What is required —
Search the listing below for "index". Copy each matching line.

════════

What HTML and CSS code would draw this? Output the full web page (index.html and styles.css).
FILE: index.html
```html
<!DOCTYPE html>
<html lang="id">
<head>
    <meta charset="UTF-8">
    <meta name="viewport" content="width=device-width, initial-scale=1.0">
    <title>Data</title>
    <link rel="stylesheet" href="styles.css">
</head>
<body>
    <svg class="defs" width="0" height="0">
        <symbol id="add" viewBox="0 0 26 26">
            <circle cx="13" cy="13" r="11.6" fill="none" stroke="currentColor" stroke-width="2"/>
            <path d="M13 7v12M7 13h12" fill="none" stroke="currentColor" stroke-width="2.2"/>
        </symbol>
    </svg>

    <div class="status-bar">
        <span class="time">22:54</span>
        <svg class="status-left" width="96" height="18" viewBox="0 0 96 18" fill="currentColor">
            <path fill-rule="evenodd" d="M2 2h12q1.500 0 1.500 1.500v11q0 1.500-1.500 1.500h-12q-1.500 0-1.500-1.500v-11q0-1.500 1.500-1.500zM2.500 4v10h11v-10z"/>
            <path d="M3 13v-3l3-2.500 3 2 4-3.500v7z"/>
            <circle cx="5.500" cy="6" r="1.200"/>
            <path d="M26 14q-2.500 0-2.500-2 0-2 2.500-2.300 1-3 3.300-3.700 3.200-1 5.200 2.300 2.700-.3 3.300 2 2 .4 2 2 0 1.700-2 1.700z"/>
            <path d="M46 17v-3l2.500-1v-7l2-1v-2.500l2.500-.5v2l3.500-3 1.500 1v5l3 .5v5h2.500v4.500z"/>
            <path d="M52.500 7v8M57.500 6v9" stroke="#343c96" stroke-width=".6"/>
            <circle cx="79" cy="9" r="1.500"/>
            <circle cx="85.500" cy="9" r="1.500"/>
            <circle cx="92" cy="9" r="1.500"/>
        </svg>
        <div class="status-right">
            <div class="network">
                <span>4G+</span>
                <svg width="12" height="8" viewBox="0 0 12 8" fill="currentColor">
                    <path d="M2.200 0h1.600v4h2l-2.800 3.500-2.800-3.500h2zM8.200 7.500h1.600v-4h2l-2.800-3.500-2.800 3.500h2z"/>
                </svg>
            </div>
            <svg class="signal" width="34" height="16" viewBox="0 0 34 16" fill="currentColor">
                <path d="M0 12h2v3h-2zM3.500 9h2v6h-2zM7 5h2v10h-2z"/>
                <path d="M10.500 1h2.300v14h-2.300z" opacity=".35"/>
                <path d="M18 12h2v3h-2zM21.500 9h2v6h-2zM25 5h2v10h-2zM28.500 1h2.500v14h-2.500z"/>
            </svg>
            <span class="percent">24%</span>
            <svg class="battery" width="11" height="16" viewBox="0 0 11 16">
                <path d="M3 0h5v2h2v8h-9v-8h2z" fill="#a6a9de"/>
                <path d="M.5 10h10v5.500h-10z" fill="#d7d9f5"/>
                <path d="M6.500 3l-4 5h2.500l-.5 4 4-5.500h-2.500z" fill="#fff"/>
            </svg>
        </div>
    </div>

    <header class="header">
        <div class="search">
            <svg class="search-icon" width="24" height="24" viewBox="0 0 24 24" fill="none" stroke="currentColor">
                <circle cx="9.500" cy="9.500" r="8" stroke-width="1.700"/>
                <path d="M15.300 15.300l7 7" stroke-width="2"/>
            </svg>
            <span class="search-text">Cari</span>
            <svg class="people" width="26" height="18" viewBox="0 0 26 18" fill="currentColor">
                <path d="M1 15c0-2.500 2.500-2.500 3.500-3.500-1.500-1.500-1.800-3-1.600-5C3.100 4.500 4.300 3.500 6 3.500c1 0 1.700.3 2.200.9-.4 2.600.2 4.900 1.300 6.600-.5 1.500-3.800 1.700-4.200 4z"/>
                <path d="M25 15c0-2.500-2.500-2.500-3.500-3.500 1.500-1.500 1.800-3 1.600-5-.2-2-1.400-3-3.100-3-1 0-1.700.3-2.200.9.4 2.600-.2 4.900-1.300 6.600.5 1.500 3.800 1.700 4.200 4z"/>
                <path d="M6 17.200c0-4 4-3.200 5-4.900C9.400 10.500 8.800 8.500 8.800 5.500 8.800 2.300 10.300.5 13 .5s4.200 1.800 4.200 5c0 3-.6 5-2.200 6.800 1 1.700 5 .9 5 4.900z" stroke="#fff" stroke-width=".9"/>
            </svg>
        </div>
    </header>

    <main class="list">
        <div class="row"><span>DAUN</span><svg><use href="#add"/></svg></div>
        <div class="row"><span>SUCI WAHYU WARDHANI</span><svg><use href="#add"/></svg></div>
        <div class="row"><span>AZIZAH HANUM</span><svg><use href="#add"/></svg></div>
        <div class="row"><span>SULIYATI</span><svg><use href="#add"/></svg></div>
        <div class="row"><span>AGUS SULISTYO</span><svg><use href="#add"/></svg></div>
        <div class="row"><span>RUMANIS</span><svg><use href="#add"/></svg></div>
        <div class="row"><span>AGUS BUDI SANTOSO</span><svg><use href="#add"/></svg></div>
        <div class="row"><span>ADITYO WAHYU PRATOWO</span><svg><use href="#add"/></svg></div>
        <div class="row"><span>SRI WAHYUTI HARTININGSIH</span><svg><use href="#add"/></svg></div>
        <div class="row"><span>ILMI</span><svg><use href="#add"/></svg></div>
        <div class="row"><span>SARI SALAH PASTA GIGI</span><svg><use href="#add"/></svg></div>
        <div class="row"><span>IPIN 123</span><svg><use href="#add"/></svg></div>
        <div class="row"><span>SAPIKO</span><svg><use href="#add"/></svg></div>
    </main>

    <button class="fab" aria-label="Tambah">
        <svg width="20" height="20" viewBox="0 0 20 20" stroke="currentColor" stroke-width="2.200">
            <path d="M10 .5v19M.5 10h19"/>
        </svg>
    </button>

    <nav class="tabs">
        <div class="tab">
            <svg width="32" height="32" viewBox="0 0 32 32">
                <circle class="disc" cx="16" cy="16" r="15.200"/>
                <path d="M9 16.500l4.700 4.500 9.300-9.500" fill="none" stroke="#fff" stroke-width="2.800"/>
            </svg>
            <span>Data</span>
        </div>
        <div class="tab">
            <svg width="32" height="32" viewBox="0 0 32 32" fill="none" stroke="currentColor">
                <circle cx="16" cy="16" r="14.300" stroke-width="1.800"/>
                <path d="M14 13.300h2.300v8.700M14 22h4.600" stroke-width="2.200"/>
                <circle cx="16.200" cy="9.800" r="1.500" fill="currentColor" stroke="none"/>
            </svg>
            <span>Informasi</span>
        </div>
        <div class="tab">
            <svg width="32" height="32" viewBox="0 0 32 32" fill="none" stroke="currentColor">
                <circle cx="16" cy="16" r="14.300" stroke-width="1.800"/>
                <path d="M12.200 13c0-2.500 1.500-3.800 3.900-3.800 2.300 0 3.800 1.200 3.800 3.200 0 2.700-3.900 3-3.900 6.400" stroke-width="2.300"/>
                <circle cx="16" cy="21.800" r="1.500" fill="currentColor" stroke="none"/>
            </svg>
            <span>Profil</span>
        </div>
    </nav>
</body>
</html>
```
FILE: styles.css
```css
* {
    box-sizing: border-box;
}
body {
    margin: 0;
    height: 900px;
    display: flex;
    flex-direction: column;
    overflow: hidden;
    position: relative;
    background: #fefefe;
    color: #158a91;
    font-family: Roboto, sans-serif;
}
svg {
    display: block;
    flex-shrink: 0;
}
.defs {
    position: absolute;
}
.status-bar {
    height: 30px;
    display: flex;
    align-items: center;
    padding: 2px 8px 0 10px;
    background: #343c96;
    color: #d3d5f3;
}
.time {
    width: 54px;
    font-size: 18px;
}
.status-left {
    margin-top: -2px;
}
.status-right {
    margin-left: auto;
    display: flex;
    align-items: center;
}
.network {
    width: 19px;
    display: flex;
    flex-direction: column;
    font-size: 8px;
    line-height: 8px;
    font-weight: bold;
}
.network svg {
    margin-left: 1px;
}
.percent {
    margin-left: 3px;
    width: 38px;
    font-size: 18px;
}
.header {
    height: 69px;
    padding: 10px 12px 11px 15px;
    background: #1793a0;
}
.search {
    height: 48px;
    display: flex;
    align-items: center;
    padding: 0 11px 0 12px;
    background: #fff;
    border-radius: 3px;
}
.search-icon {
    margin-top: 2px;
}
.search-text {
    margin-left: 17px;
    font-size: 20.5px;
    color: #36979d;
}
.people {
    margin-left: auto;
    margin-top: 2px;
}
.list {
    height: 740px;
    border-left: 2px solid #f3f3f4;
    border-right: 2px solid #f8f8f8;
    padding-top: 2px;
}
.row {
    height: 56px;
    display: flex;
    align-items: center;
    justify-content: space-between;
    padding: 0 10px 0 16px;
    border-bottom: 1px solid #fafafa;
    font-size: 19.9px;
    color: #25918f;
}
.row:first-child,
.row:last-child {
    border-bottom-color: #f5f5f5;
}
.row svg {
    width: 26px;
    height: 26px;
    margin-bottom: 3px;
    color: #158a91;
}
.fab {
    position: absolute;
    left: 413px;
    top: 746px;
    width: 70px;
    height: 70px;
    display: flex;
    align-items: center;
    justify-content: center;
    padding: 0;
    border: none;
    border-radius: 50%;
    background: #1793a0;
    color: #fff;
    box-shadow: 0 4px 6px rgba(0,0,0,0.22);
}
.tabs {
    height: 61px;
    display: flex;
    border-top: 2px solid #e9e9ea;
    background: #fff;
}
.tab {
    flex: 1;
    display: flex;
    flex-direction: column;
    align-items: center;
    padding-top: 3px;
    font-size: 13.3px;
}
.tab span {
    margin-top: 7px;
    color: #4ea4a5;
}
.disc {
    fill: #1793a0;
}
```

════════

Task response —
What HTML and CSS code would draw this? Output the full web page (index.html and styles.css).
FILE: index.html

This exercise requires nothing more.